Furrer insists she never set out to create Apparel Arts and that it grew organically. The program now has about 125 students per month, but times are changing. “It’s a tough industry,” Furrer said. “There are people who stay in the industry for five, 10 years, and then leave.”
And now, the same forces that pushed Apparel Arts out of the city are the same ones prompting Furrer to consider another change. “What happened in San Francisco is now happening in Oakland,” she lamented. “It does get tougher every year to do this old-fashioned brick-and-mortar with the rent and the costs.”
Specifically, Furrer foresees more instruction going online. (She already teaches patternmaking on Craftsy.com.) “I think the online stuff is kind of what we’re adapting to,” she said. “I’ve been talking about that and trying to move in that direction in case we get priced out of this.”
She also sees a change among students, who want quicker satisfaction in constructing clothes as opposed to Apparel Arts’ “old-school” in-depth instruction.
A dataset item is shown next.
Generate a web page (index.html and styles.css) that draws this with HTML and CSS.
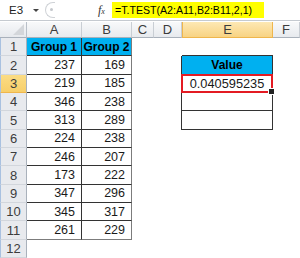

Furrer said she may restructure the program to adapt to those demands.
And then there’s the reality of the fashion industry.
“It’s not cost effective to make your own clothes anymore,” she admitted. “People just expect for clothing to be cheap.”
But it’s not all doom and gloom. Shows like Project Runway have inspired people to return to the craft, and social media and sites like Etsy have also made fashion entrepreneurship more accessible.
The future of fashion may not resemble the industry of the past, but at Apparel Arts, there are still those who find it worthwhile to slow down, and sew well.